Our tutorial will consist of four sections group into two parts. In the first part (first three sessions), we will present the state of the art in link discovery while in the second part (last session), we will get the participants to carry out link discovery tasks of growing complexity. Throughout the sessions, we will offer the possibility of asking questions and interacting with the presenters. The sessions will be as follows:
- Introduction to Link Discovery (15 min): In this section of the tutorial, we will present the basic link discovery problem as modelled in a large number of publications. Thereafter, we will present the two main challenges behind link discovery, i.e., the runtime and accuracy challenges.

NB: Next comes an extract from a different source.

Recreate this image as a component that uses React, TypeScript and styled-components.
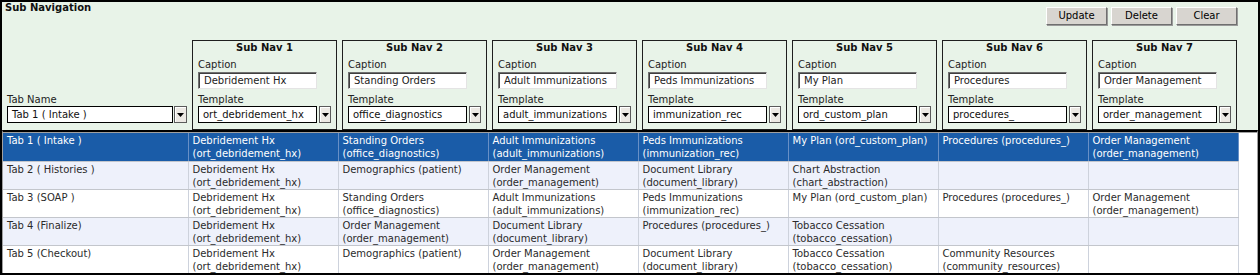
import styled, { createGlobalStyle } from 'styled-components'

const GlobalStyle = createGlobalStyle`
    html, body {
        margin: 0;
        padding: 0;
        background: #ffffff;
    }
    * {
        box-sizing: border-box;
    }
`

const FONT = `'DejaVu Sans', Verdana, sans-serif`

type SubNav = { caption: string; template: string }

const subNavs: SubNav[] = [
    { caption: 'Debridement Hx', template: 'ort_debridement_hx' },
    { caption: 'Standing Orders', template: 'office_diagnostics' },
    { caption: 'Adult Immunizations', template: 'adult_immunizations' },
    { caption: 'Peds Immunizations', template: 'immunization_rec' },
    { caption: 'My Plan', template: 'ord_custom_plan' },
    { caption: 'Procedures', template: 'procedures_' },
    { caption: 'Order Management', template: 'order_management' },
]

const DH = 'Debridement Hx (ort_debridement_hx)'
const SO = 'Standing Orders (office_diagnostics)'
const AI = 'Adult Immunizations (adult_immunizations)'
const PI = 'Peds Immunizations (immunization_rec)'
const MP = 'My Plan (ord_custom_plan)'
const PR = 'Procedures (procedures_)'
const OM = 'Order Management (order_management)'
const DG = 'Demographics (patient)'
const DL = 'Document Library (document_library)'
const CA = 'Chart Abstraction (chart_abstraction)'
const TC = 'Tobacco Cessation (tobacco_cessation)'
const CR = 'Community Resources (community_resources)'

const rows: string[][] = [
    ['Tab 1 ( Intake )', DH, SO, AI, PI, MP, PR, OM],
    ['Tab 2 ( Histories )', DH, DG, OM, DL, CA, '', ''],
    ['Tab 3 (SOAP )', DH, SO, AI, PI, MP, PR, OM],
    ['Tab 4 (Finalize)', DH, OM, DL, PR, TC, '', ''],
    ['Tab 5 (Checkout)', DH, DG, OM, DL, TC, CR, ''],
]

export default function App() {
    return (
        <>
            <GlobalStyle />
            <Frame>
                <Panel>
                    <Header>
                        <Title>Sub Navigation</Title>
                        <ButtonBar>
                            <ToolButton>Update</ToolButton>
                            <ToolButton>Delete</ToolButton>
                            <ToolButton>Clear</ToolButton>
                        </ButtonBar>
                    </Header>
                    <NavRow>
                        <TabField>
                            <FieldLabel>Tab Name</FieldLabel>
                            <Dropdown
                                value="Tab 1 ( Intake )"
                                $width={166}
                                $arrowWidth={13}
                                $gap={1}
                            />
                        </TabField>
                        {subNavs.map((nav, i) => (
                            <NavBox key={i}>
                                <NavTitle>Sub Nav {i + 1}</NavTitle>
                                <FieldLabel>Caption</FieldLabel>
                                <CaptionInput readOnly value={nav.caption} />
                                <FieldLabel $top={4}>Template</FieldLabel>
                                <Dropdown
                                    value={nav.template}
                                    $width={120}
                                    $arrowWidth={12}
                                    $gap={2}
                                />
                            </NavBox>
                        ))}
                    </NavRow>
                </Panel>
                <GridFrame>
                    <Grid>
                        <colgroup>
                            <col style={{ width: 185 }} />
                            {subNavs.map((_, i) => (
                                <col key={i} style={{ width: 150 }} />
                            ))}
                            <col />
                        </colgroup>
                        <tbody>
                            {rows.map((row, r) => (
                                <Row key={r} $selected={r === 0} $alt={r % 2 === 1}>
                                    {row.map((cell, c) => (
                                        <Cell key={c} $selected={r === 0}>
                                            {cell}
                                        </Cell>
                                    ))}
                                    <Filler />
                                </Row>
                            ))}
                        </tbody>
                    </Grid>
                </GridFrame>
            </Frame>
        </>
    )
}

function Dropdown({
    value,
    $width,
    $arrowWidth,
    $gap,
}: {
    value: string
    $width: number
    $arrowWidth: number
    $gap: number
}) {
    return (
        <SelectWrap>
            <SelectBox style={{ width: $width }}>{value}</SelectBox>
            <ArrowButton style={{ width: $arrowWidth, marginLeft: $gap }}>
                <svg width="7" height="4" viewBox="0 0 7 4">
                    <path d="M0 0 H7 L3.5 4 Z" fill="#000" />
                </svg>
            </ArrowButton>
        </SelectWrap>
    )
}

const Frame = styled.div`
    width: 1260px;
    height: 275px;
    border: 2px solid #000;
    background: #e8f3e8;
    display: flex;
    flex-direction: column;
    font-family: ${FONT};
    font-size: 10px;
    color: #1a1a1a;
    overflow: hidden;
`

const Panel = styled.div`
    height: 128px;
    display: flex;
    flex-direction: column;
    flex-shrink: 0;
`

const Header = styled.div`
    height: 38px;
    display: flex;
    justify-content: space-between;
    align-items: flex-start;
    padding-left: 3px;
`

const Title = styled.div`
    font-weight: bold;
    font-size: 10px;
    line-height: 13px;
    margin-top: -1px;
    color: #111;
`

const ButtonBar = styled.div`
    display: flex;
    gap: 4px;
    margin-top: 5px;
    margin-right: 21px;
`

const ToolButton = styled.button`
    width: 61px;
    height: 18px;
    padding: 0;
    font-family: ${FONT};
    font-size: 10px;
    color: #000;
    background: #d8d5d0;
    border: 1px solid;
    border-color: #ffffff #6f6f6f #6f6f6f #ffffff;
    box-shadow: 1px 1px 0 #9a9a9a;
    line-height: 14px;
`

const NavRow = styled.div`
    flex: 1;
    display: flex;
    align-items: flex-end;
    gap: 5px;
    padding-left: 5px;
`

const TabField = styled.div`
    width: 180px;
    display: flex;
    flex-direction: column;
    padding-bottom: 7px;
`

const NavBox = styled.div`
    width: 145px;
    height: 90px;
    border: 1px solid #1e1e1e;
    padding: 0 5px 6px 5px;
    display: flex;
    flex-direction: column;
`

const NavTitle = styled.div`
    font-weight: bold;
    font-size: 10px;
    line-height: 14px;
    text-align: center;
    margin-bottom: 3px;
    color: #111;
`

const FieldLabel = styled.div<{ $top?: number }>`
    line-height: 13px;
    margin-top: ${({ $top }) => $top ?? 0}px;
    color: #222;
`

const CaptionInput = styled.input`
    width: 119px;
    height: 18px;
    margin-top: 1px;
    padding: 0 0 0 5px;
    font-family: ${FONT};
    font-size: 10px;
    color: #222;
    background: #fff;
    border: 1px solid;
    border-color: #707070 #e4e4e4 #e4e4e4 #707070;
    box-shadow: inset 1px 1px 0 #404040;
    outline: none;
`

const SelectWrap = styled.div`
    display: flex;
    height: 17px;
`

const SelectBox = styled.div`
    height: 17px;
    border: 1px solid #000;
    background: #fff;
    padding-left: 4px;
    line-height: 15px;
    color: #111;
    white-space: nowrap;
    overflow: hidden;
`

const ArrowButton = styled.div`
    height: 17px;
    border: 1px solid #5a5a5a;
    background: #ece9e4;
    box-shadow: inset 1px 1px 0 #ffffff;
    display: flex;
    align-items: center;
    justify-content: center;
`

const GridFrame = styled.div`
    flex: 1;
    border-top: 2px solid #000;
    background: #fff;
    border-left: 1px solid #a0a0a0;
    border-right: 1px solid #a0a0a0;
    &::before {
        content: '';
        display: block;
        height: 1px;
        background: #a0a0a0;
    }
`

const Grid = styled.table`
    width: 100%;
    table-layout: fixed;
    border-collapse: collapse;
    font-family: ${FONT};
    font-size: 10px;
`

const Row = styled.tr<{ $selected: boolean; $alt: boolean }>`
    height: 28px;
    background: ${({ $selected, $alt }) =>
        $selected ? '#1a5ca8' : $alt ? '#eef1fb' : '#ffffff'};
    color: ${({ $selected }) => ($selected ? '#ffffff' : '#2b2b2b')};
`

const Cell = styled.td<{ $selected: boolean }>`
    vertical-align: top;
    padding: 1px 4px 0 4px;
    line-height: 13px;
    border-right: 1px solid ${({ $selected }) => ($selected ? '#6890c6' : '#cdd2dc')};
    border-bottom: 1px solid #c3c6cc;
    overflow: hidden;
`

const Filler = styled.td`
    background: #fff;
    border-left: 1px solid #b8b8b8;
`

The goal here is to ensure that the audience understand the Link Discovery problem and the need for efficient and effective solutions.
- Efficient Algorithms for Link Discovery (45 min): In this section, we will focus on approaches for the efficient execution of Link Discovery approaches. We will especially focus on reduction-ratio-optimal link discovery while also providing insights into other types of approaches such as blocking. The main goal here will be to provide the audience with a taste for (1) the kind of similarity measures used in Link Discovery and (2) how they achieve good runtimes even on large datasets.

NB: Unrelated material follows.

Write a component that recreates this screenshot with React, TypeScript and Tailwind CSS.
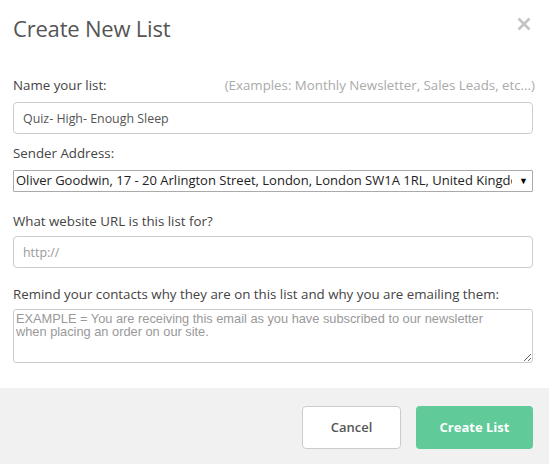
import React from "react";

export default function App() {
  return (
    <div className="w-[549px] h-[464px] bg-white flex flex-col font-['Open_Sans',sans-serif] text-[#555]">
      <div className="flex items-start justify-between pl-[13px] pr-[16px] pt-[13px] h-[70px]">
        <h1 className="text-[22px] leading-[30px] text-[#555] tracking-[-0.2px]">Create New List</h1>
        <svg width="14" height="14" viewBox="0 0 14 14" className="mt-[4px] mr-[2px]">
          <path d="M1.5 1.5 L12.5 12.5 M12.5 1.5 L1.5 12.5" stroke="#c4c4c4" strokeWidth="2.6" strokeLinecap="butt" />
        </svg>
      </div>
      <div className="flex flex-col pl-[13px] pr-[16px] flex-1">
        <div className="flex justify-between items-center h-[18px] mt-[7px]">
          <span className="text-[13.3px] text-[#444]">Name your list:</span>
          <span className="text-[13.3px] text-[#aaa] mr-[-2px]">(Examples: Monthly Newsletter, Sales Leads, etc...)</span>
        </div>
        <input
          defaultValue="Quiz- High- Enough Sleep"
          className="mt-[7px] h-[32px] w-full border border-[#ccc] rounded-[4px] px-[9px] text-[12.4px] text-[#555] outline-none"
        />
        <span className="mt-[10px] text-[13.3px] leading-[18px] text-[#444]">Sender Address:</span>
        <div className="mt-[8px] h-[22px] w-full border border-[#aaa] flex items-center justify-between pl-[2px] pr-[4px] rounded-[1px]">
          <span className="text-[13px] text-[#222] whitespace-nowrap overflow-hidden w-[496px]">
            Oliver Goodwin, 17 - 20 Arlington Street, London, London SW1A 1RL, United Kingdom
          </span>
          <span className="text-[9px] text-black">▼</span>
        </div>
        <span className="mt-[20px] text-[13.3px] leading-[18px] text-[#444]">What website URL is this list for?</span>
        <input
          placeholder="http://"
          className="mt-[6px] h-[32px] w-full border border-[#ccc] rounded-[4px] px-[9px] text-[12.4px] text-[#555] placeholder:text-[#999] outline-none"
        />
        <span className="mt-[17px] text-[13.3px] leading-[18px] text-[#444]">
          Remind your contacts why they are on this list and why you are emailing them:
        </span>
        <textarea
          placeholder={"EXAMPLE = You are receiving this email as you have subscribed to our newsletter\nwhen placing an order on our site."}
          className="mt-[6px] h-[54px] w-full border border-[#ccc] rounded-[3px] px-[2px] py-[2px] font-['Liberation_Sans',sans-serif] text-[12.8px] leading-[13px] text-[#555] placeholder:text-[#999] outline-none"
        />
      </div>
      <div className="h-[76px] bg-[#f1f1f1] flex items-start justify-end gap-[15px] pt-[18px] pr-[16px]">
        <button className="w-[99px] h-[43px] bg-white border border-[#ccc] rounded-[4px] text-[13px] font-semibold text-[#555]">
          Cancel
        </button>
        <button className="w-[117px] h-[43px] bg-[#60ca98] rounded-[4px] text-[13px] font-bold text-white">
          Create List
        </button>
      </div>
    </div>
  );
}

- Accuracy in Link Discovery (30 min): This section will focus on using machine learning to find accurate specifications given a Link Discovery problem. We will focus on genetic programming approaches as they have been implemented in several tools including SILK, LIMES and KnoFuss. We will present batch, active and unsupervised versions of the algorithm to ensure that the audience is familiarized with these concepts.
- Benchmarking Link Discovery (30 min): In this section, we will present means to evaluate the performance of a Link Discovery system. In particular, we will focus on existing measures and benchmarks. State-of-the-art results will be presented and current challenges to link discovery made clear.
- Hands-on Session (60 min): In the hands-on sessions, we will present the audience with tasks of growing difficulty to familiarize them with the declarative Link Discovery framework LIMES. We will begin with a simple task, i.e., linking with one property and one class. We will then include preprocessing, several properties, property paths and calls to the machine-learning approaches.